====== Material

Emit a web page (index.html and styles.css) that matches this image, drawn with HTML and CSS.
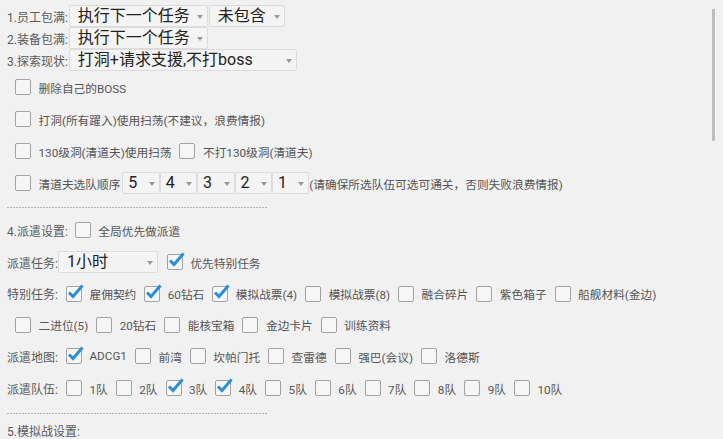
FILE: index.html
```html
<!DOCTYPE html>
<html lang="zh-CN">
<head>
  <meta charset="UTF-8">
  <title>设置</title>
  <link rel="stylesheet" href="styles.css">
</head>
<body>
<div class="page">

  <div class="row sel-row">
    <span class="label">1.员工包满:</span>
    <div class="dropdown w139">执行下一个任务</div>
    <div class="dropdown w76">未包含</div>
  </div>
  <div class="row sel-row">
    <span class="label">2.装备包满:</span>
    <div class="dropdown w139">执行下一个任务</div>
  </div>
  <div class="row sel-row">
    <span class="label">3.探索现状:</span>
    <div class="dropdown w228">打洞+请求支援,不打boss</div>
  </div>

  <div class="row indent">
    <label class="check"><span class="box"></span>删除自己的BOSS</label>
  </div>
  <div class="row indent">
    <label class="check"><span class="box"></span>打洞(所有躍入)使用扫荡(不建议，浪费情报)</label>
  </div>
  <div class="row indent">
    <label class="check"><span class="box"></span>130级洞(清道夫)使用扫荡</label>
    <label class="check"><span class="box"></span>不打130级洞(清道夫)</label>
  </div>
  <div class="row indent">
    <label class="check tight"><span class="box"></span>清道夫选队顺序</label>
    <div class="dropdown small">5</div>
    <div class="dropdown small">4</div>
    <div class="dropdown small">3</div>
    <div class="dropdown small">2</div>
    <div class="dropdown small">1</div>
    <span class="note">(请确保所选队伍可选可通关，否则失败浪费情报)</span>
  </div>

  <div class="sep first"></div>

  <div class="row">
    <span class="label gap">4.派遣设置:</span>
    <label class="check"><span class="box"></span>全局优先做派遣</label>
  </div>
  <div class="row">
    <span class="label">派遣任务:</span>
    <div class="dropdown w100">1小时</div>
    <label class="check wide"><span class="box on"><svg viewBox="0 0 20 20"><polyline points="4,9.5 8,13.5 17.5,2.5"/></svg></span>优先特别任务</label>
  </div>
  <div class="row short">
    <span class="label fixed">特别任务:</span>
    <label class="check"><span class="box on"><svg viewBox="0 0 20 20"><polyline points="4,9.5 8,13.5 17.5,2.5"/></svg></span>雇佣契约</label>
    <label class="check"><span class="box on"><svg viewBox="0 0 20 20"><polyline points="4,9.5 8,13.5 17.5,2.5"/></svg></span>60钻石</label>
    <label class="check"><span class="box on"><svg viewBox="0 0 20 20"><polyline points="4,9.5 8,13.5 17.5,2.5"/></svg></span>模拟战票(4)</label>
    <label class="check"><span class="box"></span>模拟战票(8)</label>
    <label class="check"><span class="box"></span>融合碎片</label>
    <label class="check"><span class="box"></span>紫色箱子</label>
    <label class="check"><span class="box"></span>船舰材料(金边)</label>
  </div>
  <div class="row short indent">
    <label class="check"><span class="box"></span>二进位(5)</label>
    <label class="check"><span class="box"></span>20钻石</label>
    <label class="check"><span class="box"></span>能核宝箱</label>
    <label class="check"><span class="box"></span>金边卡片</label>
    <label class="check"><span class="box"></span>训练资料</label>
  </div>
  <div class="row">
    <span class="label fixed">派遣地图:</span>
    <label class="check"><span class="box on"><svg viewBox="0 0 20 20"><polyline points="4,9.5 8,13.5 17.5,2.5"/></svg></span>ADCG1</label>
    <label class="check"><span class="box"></span>前湾</label>
    <label class="check"><span class="box"></span>坎帕门托</label>
    <label class="check"><span class="box"></span>查雷德</label>
    <label class="check"><span class="box"></span>强巴(会议)</label>
    <label class="check"><span class="box"></span>洛德斯</label>
  </div>
  <div class="row teams">
    <span class="label fixed">派遣队伍:</span>
    <label class="check"><span class="box"></span>1队</label>
    <label class="check"><span class="box"></span>2队</label>
    <label class="check"><span class="box on"><svg viewBox="0 0 20 20"><polyline points="4,9.5 8,13.5 17.5,2.5"/></svg></span>3队</label>
    <label class="check"><span class="box on"><svg viewBox="0 0 20 20"><polyline points="4,9.5 8,13.5 17.5,2.5"/></svg></span>4队</label>
    <label class="check"><span class="box"></span>5队</label>
    <label class="check"><span class="box"></span>6队</label>
    <label class="check"><span class="box"></span>7队</label>
    <label class="check"><span class="box"></span>8队</label>
    <label class="check"><span class="box"></span>9队</label>
    <label class="check"><span class="box"></span>10队</label>
  </div>

  <div class="sep second"></div>

  <div class="row">
    <span class="label">5.模拟战设置:</span>
  </div>

</div>
<div class="scrollbar"></div>
</body>
</html>
```

FILE: styles.css
```css
* {
  margin: 0;
  padding: 0;
  box-sizing: border-box;
}

body {
  font-family: 'Roboto', 'Noto Sans CJK SC', sans-serif;
  font-size: 11.7px;
  background-color: #f1f1f1;
  color: #555;
  overflow: hidden;
}

.page {
  padding: 5px 0 0 7px;
}

.row {
  display: flex;
  align-items: center;
  height: 32px;
  white-space: nowrap;
}

.row.short {
  height: 31px;
}

.sel-row {
  height: 22px;
}

.indent {
  padding-left: 8px;
}

.label {
  color: #5a5a5a;
  font-size: 12px;
}

.label.fixed {
  width: 59px;
}

.label.gap {
  margin-right: 7px;
}

.dropdown {
  position: relative;
  height: 22px;
  line-height: 20px;
  padding-left: 8px;
  font-size: 16px;
  color: #222;
  background-color: #f4f4f4;
  border: 1px solid #dcdcdc;
  border-radius: 2px;
}

.dropdown::after {
  content: '';
  position: absolute;
  right: 4px;
  top: 9px;
  border-left: 3.5px solid transparent;
  border-right: 3.5px solid transparent;
  border-top: 4px solid #999;
}

.sel-row .dropdown {
  margin-left: 1px;
}

.w139 { width: 139px; }
.w76 { width: 76px; }
.w228 { width: 228px; }
.w100 { width: 100px; }

.dropdown.small {
  width: 37.4px;
  padding-left: 5px;
}

.check {
  display: flex;
  align-items: center;
  margin-right: 8px;
}

.check.tight {
  margin-right: 2px;
}

.check.wide {
  margin-left: 9px;
}

.box {
  position: relative;
  width: 16px;
  height: 16px;
  margin-right: 7.5px;
  border: 1.5px solid #a2a2a2;
  border-radius: 2px;
  background-color: #f6f6f6;
}

.box svg {
  position: absolute;
  left: -2px;
  top: -4px;
  width: 20px;
  height: 20px;
  overflow: visible;
}

.box polyline {
  fill: none;
  stroke: #2b8fd6;
  stroke-width: 3;
}

.note {
  color: #555;
}

.sep {
  width: 261px;
  height: 1px;
  background-image: repeating-linear-gradient(to right, #b3b3b3 0 2px, transparent 2px 3px);
}

.sep.first {
  margin: 8px 0 6px;
}

.sep.second {
  margin-top: 9px;
}

.scrollbar {
  position: fixed;
  top: 9px;
  right: 8px;
  width: 3px;
  height: 132px;
  background-color: #bdbdbd;
  border-radius: 1px;
}
```
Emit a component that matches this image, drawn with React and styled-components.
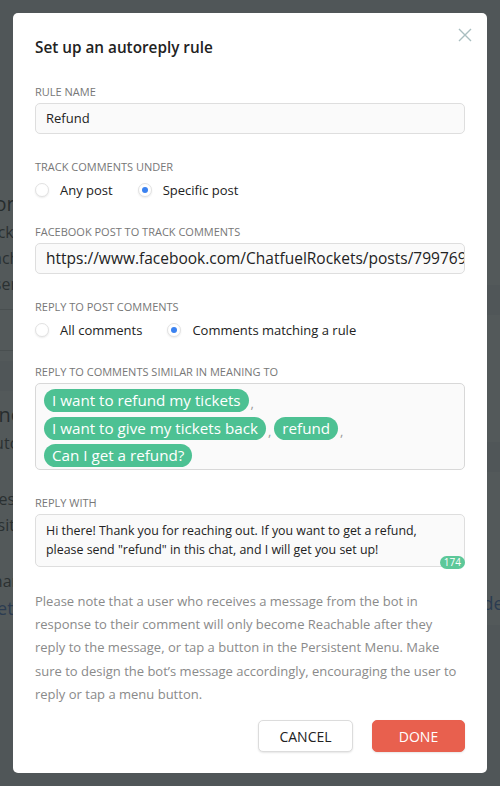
import styled, { createGlobalStyle } from "styled-components";

const GlobalStyle = createGlobalStyle`
  html, body { margin: 0; padding: 0; }
  body {
    width: 500px;
    height: 786px;
    overflow: hidden;
    font-family: "Open Sans", "Liberation Sans", sans-serif;
    background: #eef1f2;
  }
`;

const chips = [
   "I want to refund my tickets",
   "I want to give my tickets back",
   "refund",
   "Can I get a refund?",
];

const note =
   "Please note that a user who receives a message from the bot in response to their comment will only become Reachable after they reply to the message, or tap a button in the Persistent Menu. Make sure to design the bot\u2019s message accordingly, encouraging the user to reply or tap a menu button.";

const CloseIcon = () => (
   <svg width="14" height="14" viewBox="0 0 14 14">
      <path d="M1 1 L13 13 M13 1 L1 13" stroke="#a9bec0" strokeWidth="1.4" fill="none" />
   </svg>
);

const Radio = ({ checked, label }) => (
   <RadioItem>
      <RadioCircle $checked={checked} />
      <span>{label}</span>
   </RadioItem>
);

const App = () => {
   return (
      <>
         <GlobalStyle />
         <Page>
            <BgColumn>
               <BgCard>
                  <BgTitle>Lorem D</BgTitle>
                  <BgText>Pick a post and watch</BgText>
                  <BgText>each comment reach</BgText>
                  <BgText>user here</BgText>
                  <BgBox />
               </BgCard>
               <BgCard>
                  <BgTitle>Une (</BgTitle>
                  <BgText>Auto reply</BgText>
                  <BgSpacer />
                  <BgText>Message</BgText>
                  <BgText>Visit</BgText>
                  <BgSpacer />
                  <BgText>Than y</BgText>
                  <BgLink>Get g</BgLink>
               </BgCard>
            </BgColumn>
            <BgColumn $right>
               <BgCard>
                  <BgTitle>Form</BgTitle>
                  <BgText>Convert</BgText>
                  <BgText>user er</BgText>
                  <BgText>into</BgText>
               </BgCard>
               <BgCard>
                  <BgTitle>U</BgTitle>
                  <BgText>Facebo</BgText>
                  <BgText>the</BgText>
                  <BgLink>Join</BgLink>
               </BgCard>
               <BgCard>
                  <BgTitle>a</BgTitle>
                  <BgText>Join</BgText>
                  <BgText>Boo</BgText>
                  <BgText>a</BgText>
                  <BgLink>Get a code for your</BgLink>
               </BgCard>
            </BgColumn>
         </Page>

         <Overlay>
            <Modal>
               <CloseButton>
                  <CloseIcon />
               </CloseButton>
               <Title>Set up an autoreply rule</Title>

               <Body>
                  <Field>
                     <Label>Rule name</Label>
                     <Input $size="13px">Refund</Input>
                  </Field>

                  <Field>
                     <Label>Track comments under</Label>
                     <RadioRow>
                        <Radio label="Any post" />
                        <Radio label="Specific post" checked />
                     </RadioRow>
                  </Field>

                  <Field>
                     <Label>Facebook post to track comments</Label>
                     <Input $size="15.5px">https://www.facebook.com/ChatfuelRockets/posts/799769</Input>
                  </Field>

                  <Field>
                     <Label>Reply to post comments</Label>
                     <RadioRow>
                        <Radio label="All comments" />
                        <Radio label="Comments matching a rule" checked />
                     </RadioRow>
                  </Field>

                  <Field>
                     <Label>Reply to comments similar in meaning to</Label>
                     <ChipBox>
                        {chips.map((c, i) => (
                           <ChipGroup key={c}>
                              <Chip>{c}</Chip>
                              {i < chips.length - 1 && <Comma>,</Comma>}
                           </ChipGroup>
                        ))}
                     </ChipBox>
                  </Field>

                  <Field>
                     <Label>Reply with</Label>
                     <TextArea>
                        Hi there! Thank you for reaching out. If you want to get a refund,
                        please send "refund" in this chat, and I will get you set up!
                        <Counter>174</Counter>
                     </TextArea>
                  </Field>
               </Body>

               <Note>{note}</Note>

               <Footer>
                  <Button>CANCEL</Button>
                  <Button $primary>DONE</Button>
               </Footer>
            </Modal>
         </Overlay>
      </>
   );
};

export default App;

const Page = styled.div`
display: flex;
justify-content: space-between;
height: 786px;
overflow: hidden;
`;

const BgColumn = styled.div`
display: flex;
flex-direction: column;
gap: 30px;
width: 200px;
padding-top: ${(p) => (p.$right ? "160px" : "180px")};
margin-left: ${(p) => (p.$right ? "0" : "-30px")};
margin-right: ${(p) => (p.$right ? "-100px" : "0")};
`;

const BgCard = styled.div`
background: #ffffff;
padding: 10px 14px;
display: flex;
flex-direction: column;
gap: 4px;
`;

const BgTitle = styled.div`
font-size: 20px;
color: #222;
`;

const BgText = styled.div`
font-size: 16px;
color: #333;
`;

const BgLink = styled.div`
font-size: 18px;
color: #3a6fd0;
`;

const BgSpacer = styled.div`
height: 26px;
`;

const BgBox = styled.div`
height: 40px;
border: 1px solid #ccc;
border-radius: 4px;
margin-top: 10px;
`;

const Overlay = styled.div`
position: fixed;
inset: 0;
background: rgba(40, 48, 49, 0.8);
display: flex;
padding: 13px;
box-sizing: border-box;
`;

const Modal = styled.div`
position: relative;
width: 474px;
height: 760px;
box-sizing: border-box;
background: #ffffff;
border-radius: 5px;
padding: 23px 22px 21px;
display: flex;
flex-direction: column;
`;

const CloseButton = styled.div`
position: absolute;
top: 15px;
right: 15px;
width: 14px;
height: 14px;
display: flex;
`;

const Title = styled.h1`
margin: 0 0 27px;
font-size: 15.3px;
line-height: 22px;
font-weight: 600;
color: #222;
`;

const Body = styled.div`
display: flex;
flex-direction: column;
gap: 25.5px;
`;

const Field = styled.div`
display: flex;
flex-direction: column;
`;

const Label = styled.div`
font-size: 11px;
line-height: 14px;
text-transform: uppercase;
color: #777;
margin-bottom: 4px;
`;

const Input = styled.div`
height: 31px;
box-sizing: border-box;
border: 1px solid #dedede;
border-radius: 5px;
background: #fafafa;
padding: 0 10px;
font-size: ${(p) => p.$size};
line-height: 29px;
color: #222;
white-space: nowrap;
overflow: hidden;
`;

const RadioRow = styled.div`
display: flex;
align-items: center;
gap: 25px;
height: 20px;
margin-top: 2px;
`;

const RadioItem = styled.label`
display: flex;
align-items: center;
gap: 11px;
font-size: 13px;
color: #222;
`;

const RadioCircle = styled.span`
position: relative;
width: 14px;
height: 14px;
box-sizing: border-box;
border-radius: 50%;
border: 1px solid #e2e2e2;
background: #fff;
box-shadow: 0 1px 2px rgba(0, 0, 0, 0.08);

&::after {
   content: "";
   display: ${(p) => (p.$checked ? "block" : "none")};
   position: absolute;
   top: 3px;
   left: 3px;
   width: 6px;
   height: 6px;
   border-radius: 50%;
   background: #3b82f0;
}
`;

const ChipBox = styled.div`
height: 87px;
box-sizing: border-box;
border: 1px solid #d8d8d8;
border-radius: 5px;
background: #fafafa;
padding: 5px 8px;
display: flex;
flex-wrap: wrap;
align-content: flex-start;
row-gap: 4.5px;
`;

const ChipGroup = styled.span`
display: flex;
align-items: flex-end;
`;

const Chip = styled.span`
height: 23px;
line-height: 23px;
padding: 0 8px;
border-radius: 12px;
background: #4dc193;
color: #fff;
font-size: 15.2px;
white-space: nowrap;
`;

const Comma = styled.span`
font-size: 13px;
color: #999;
padding: 0 3px 0 2px;
line-height: 18px;
`;

const TextArea = styled.div`
position: relative;
height: 53px;
box-sizing: border-box;
border: 1px solid #dedede;
border-radius: 5px;
background: #fafafa;
padding: 6px 24px 6px 10px;
font-size: 12.4px;
line-height: 19px;
color: #222;
`;

const Counter = styled.span`
position: absolute;
right: -1px;
bottom: -3px;
height: 13px;
padding: 0 4px;
border-radius: 7px;
background: #5cc899;
color: #fff;
font-size: 10px;
line-height: 13px;
`;

const Note = styled.p`
margin: 23.5px 0 0;
font-size: 13px;
line-height: 23.2px;
color: #8a8a8a;
`;

const Footer = styled.div`
display: flex;
justify-content: flex-end;
gap: 19px;
margin-top: auto;
`;

const Button = styled.div`
height: 32px;
box-sizing: border-box;
width: ${(p) => (p.$primary ? "93px" : "95px")};
border-radius: 5px;
display: flex;
align-items: center;
justify-content: center;
font-size: 14px;
color: ${(p) => (p.$primary ? "#fff" : "#222")};
background: ${(p) => (p.$primary ? "#e8604e" : "#fff")};
border: 1px solid ${(p) => (p.$primary ? "#e8604e" : "#dcdcdc")};
box-shadow: 0 1px 2px rgba(0, 0, 0, 0.1);
`;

============

What the exercise asks – Select every line of the material above holding the word "index" and copy it.

Written answer –
Emit a web page (index.html and styles.css) that matches this image, drawn with HTML and CSS.
FILE: index.html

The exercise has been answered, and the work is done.